Why aren't Haskell variables polymorphic when bound by pattern matching?
If we assign a polymorphic type (forall x. t) to a case scrutinee, then it matches no non-trivial pattern, so there's no point for having case.
Could we generalize in some other useful way? Not really, because of GHC's lack of support for "impredicative" instantiation. In your example of Just (a:b:(x,y):_), not a single bound variable can have polymorphic type, since Maybe, (,), and [] cannot be instantiated with such types.
One thing works, as mentioned in the comments: data types with polymorphic fields, such as data Endo = Endo (forall a. a -> a). However, type checking for polymorphic fields doesn't technically involve a generalization step, nor does it behave like let-generalization.

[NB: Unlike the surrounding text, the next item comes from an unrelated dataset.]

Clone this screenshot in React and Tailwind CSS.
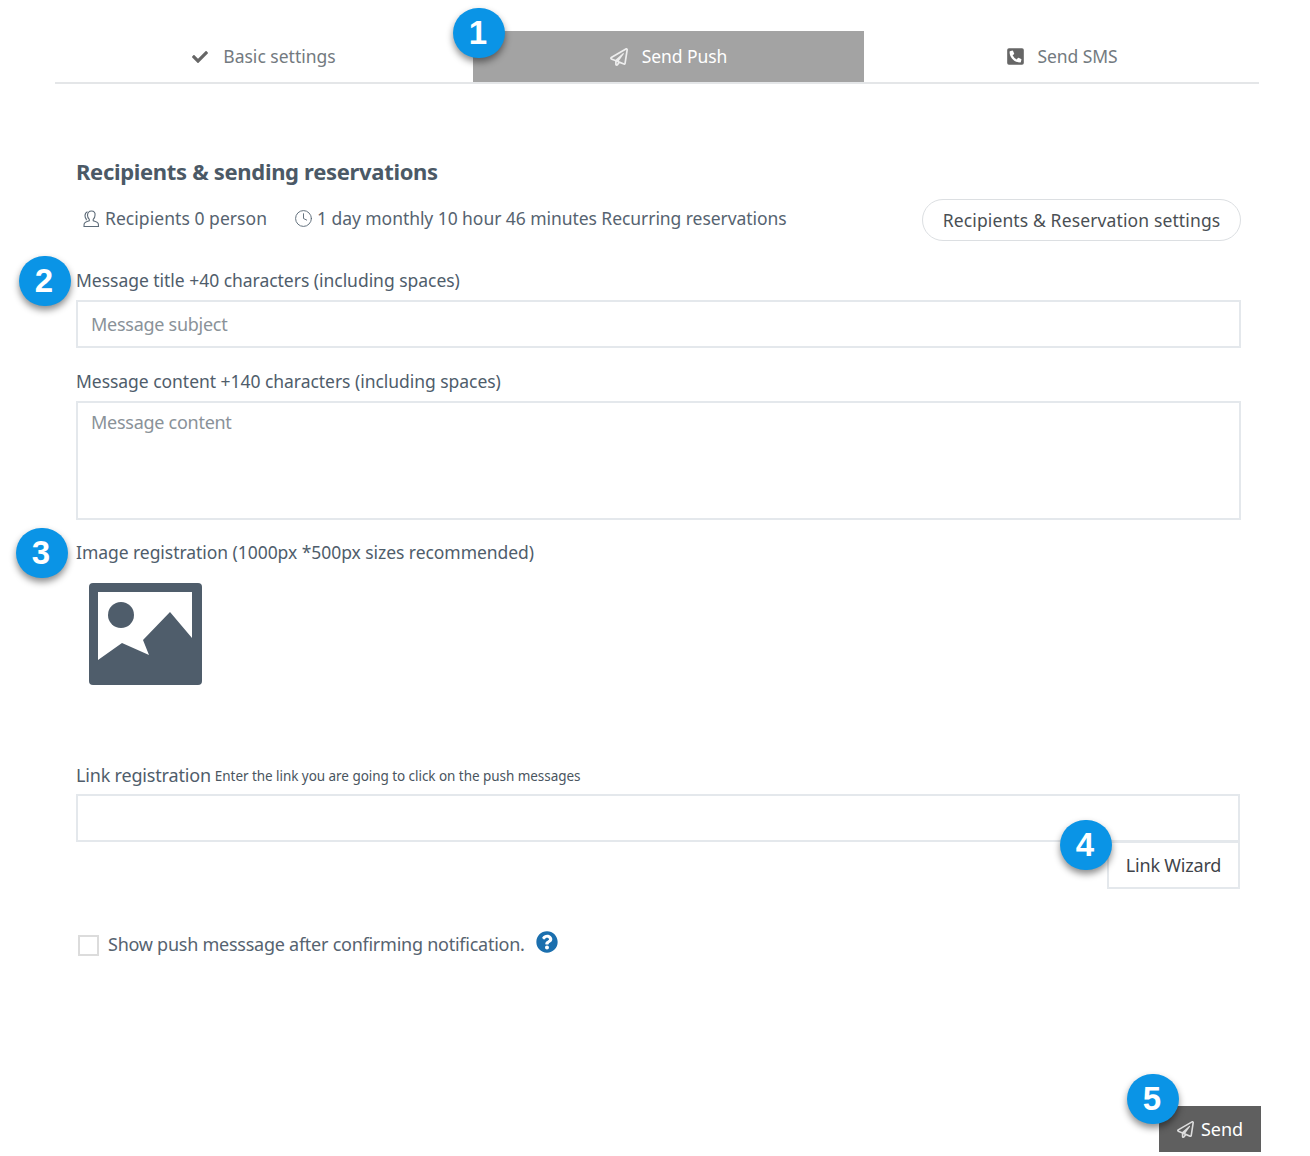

In principle, generalization could be performed at many points, for example even at arbitrary function arguments (e.g. in f (\x -> x)). However, too much generalization clogs up type inference by introducing untractable higher-rank types; this can be also understood as eliminating useful type dependencies between different parts of the program by removing unsolved metavariables. Although there are systems which can handle higher-rank inference much better than GHC, most notably MLF, they're also much more complicated and haven't seen much practical use. I personally prefer to not have silent let-generalization at all.
One first issue is that with type classes, generalization is not always free. Consider show :: forall a. Show a => a -> String and this expression:
case show of
f -> ...
If you generalize f to f :: forall a. Show a => a -> String, then GHC will pass a Show dictionary at every call of f, instead of once at the single occurrence of show. In case there are multiple calls all at the same type, this duplicates work compared to not generalizing.
It is also not actually a generalization of the current type inference algorithm when combined with type classes: it can cause existing programs to no longer typecheck. For example,
case show of
f -> f () ++ f mempty
By not generalizing f, we can infer that mempty has type (). On the other hand, generalizing f :: forall a. Show a => a -> String will lose that connection, and the type of mempty in that expression will be ambiguous.
It is true though that these are minor issues, and maybe things would be mostly fine with some monomorphism restrictions, even if not entirely backwards compatible.